Data extract:

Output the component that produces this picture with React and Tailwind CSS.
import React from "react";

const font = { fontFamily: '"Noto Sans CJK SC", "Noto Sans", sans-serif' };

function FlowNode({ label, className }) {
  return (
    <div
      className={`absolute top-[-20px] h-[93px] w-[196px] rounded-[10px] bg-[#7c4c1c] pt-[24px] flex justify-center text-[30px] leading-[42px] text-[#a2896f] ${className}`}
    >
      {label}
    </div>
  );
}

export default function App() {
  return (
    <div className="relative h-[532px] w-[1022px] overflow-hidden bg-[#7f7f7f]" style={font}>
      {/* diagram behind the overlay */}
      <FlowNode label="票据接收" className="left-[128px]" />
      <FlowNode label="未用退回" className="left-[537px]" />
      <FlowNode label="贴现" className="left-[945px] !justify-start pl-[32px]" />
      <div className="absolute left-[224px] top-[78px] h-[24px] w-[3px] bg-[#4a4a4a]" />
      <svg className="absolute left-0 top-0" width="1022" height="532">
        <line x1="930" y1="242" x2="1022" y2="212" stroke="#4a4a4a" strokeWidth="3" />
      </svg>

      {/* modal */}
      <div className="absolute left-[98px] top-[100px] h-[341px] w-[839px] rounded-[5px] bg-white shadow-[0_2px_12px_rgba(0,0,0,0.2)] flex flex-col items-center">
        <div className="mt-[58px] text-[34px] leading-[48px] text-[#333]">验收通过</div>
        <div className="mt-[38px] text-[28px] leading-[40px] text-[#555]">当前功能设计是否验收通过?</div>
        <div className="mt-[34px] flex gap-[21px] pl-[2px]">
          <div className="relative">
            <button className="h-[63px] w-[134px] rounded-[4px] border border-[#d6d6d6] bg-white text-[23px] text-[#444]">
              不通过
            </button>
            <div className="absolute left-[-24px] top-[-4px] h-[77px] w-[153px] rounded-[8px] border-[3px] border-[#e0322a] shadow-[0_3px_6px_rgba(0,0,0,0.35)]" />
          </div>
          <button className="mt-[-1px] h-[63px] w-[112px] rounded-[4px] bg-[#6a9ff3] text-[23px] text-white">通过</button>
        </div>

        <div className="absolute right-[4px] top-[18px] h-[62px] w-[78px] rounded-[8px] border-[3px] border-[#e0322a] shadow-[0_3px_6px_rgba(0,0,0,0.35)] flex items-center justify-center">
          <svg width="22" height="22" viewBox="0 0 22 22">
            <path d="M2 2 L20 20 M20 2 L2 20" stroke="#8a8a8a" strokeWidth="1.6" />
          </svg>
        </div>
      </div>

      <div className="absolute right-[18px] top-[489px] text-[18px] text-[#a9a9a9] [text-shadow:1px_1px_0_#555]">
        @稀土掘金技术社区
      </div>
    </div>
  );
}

Your task: Print the material once more, exactly.

Output for this task:
Output the component that produces this picture with React and Tailwind CSS.
import React from "react";

const font = { fontFamily: '"Noto Sans CJK SC", "Noto Sans", sans-serif' };

function FlowNode({ label, className }) {
  return (
    <div
      className={`absolute top-[-20px] h-[93px] w-[196px] rounded-[10px] bg-[#7c4c1c] pt-[24px] flex justify-center text-[30px] leading-[42px] text-[#a2896f] ${className}`}
    >
      {label}
    </div>
  );
}

export default function App() {
  return (
    <div className="relative h-[532px] w-[1022px] overflow-hidden bg-[#7f7f7f]" style={font}>
      {/* diagram behind the overlay */}
      <FlowNode label="票据接收" className="left-[128px]" />
      <FlowNode label="未用退回" className="left-[537px]" />
      <FlowNode label="贴现" className="left-[945px] !justify-start pl-[32px]" />
      <div className="absolute left-[224px] top-[78px] h-[24px] w-[3px] bg-[#4a4a4a]" />
      <svg className="absolute left-0 top-0" width="1022" height="532">
        <line x1="930" y1="242" x2="1022" y2="212" stroke="#4a4a4a" strokeWidth="3" />
      </svg>

      {/* modal */}
      <div className="absolute left-[98px] top-[100px] h-[341px] w-[839px] rounded-[5px] bg-white shadow-[0_2px_12px_rgba(0,0,0,0.2)] flex flex-col items-center">
        <div className="mt-[58px] text-[34px] leading-[48px] text-[#333]">验收通过</div>
        <div className="mt-[38px] text-[28px] leading-[40px] text-[#555]">当前功能设计是否验收通过?</div>
        <div className="mt-[34px] flex gap-[21px] pl-[2px]">
          <div className="relative">
            <button className="h-[63px] w-[134px] rounded-[4px] border border-[#d6d6d6] bg-white text-[23px] text-[#444]">
              不通过
            </button>
            <div className="absolute left-[-24px] top-[-4px] h-[77px] w-[153px] rounded-[8px] border-[3px] border-[#e0322a] shadow-[0_3px_6px_rgba(0,0,0,0.35)]" />
          </div>
          <button className="mt-[-1px] h-[63px] w-[112px] rounded-[4px] bg-[#6a9ff3] text-[23px] text-white">通过</button>
        </div>

        <div className="absolute right-[4px] top-[18px] h-[62px] w-[78px] rounded-[8px] border-[3px] border-[#e0322a] shadow-[0_3px_6px_rgba(0,0,0,0.35)] flex items-center justify-center">
          <svg width="22" height="22" viewBox="0 0 22 22">
            <path d="M2 2 L20 20 M20 2 L2 20" stroke="#8a8a8a" strokeWidth="1.6" />
          </svg>
        </div>
      </div>

      <div className="absolute right-[18px] top-[489px] text-[18px] text-[#a9a9a9] [text-shadow:1px_1px_0_#555]">
        @稀土掘金技术社区
      </div>
    </div>
  );
}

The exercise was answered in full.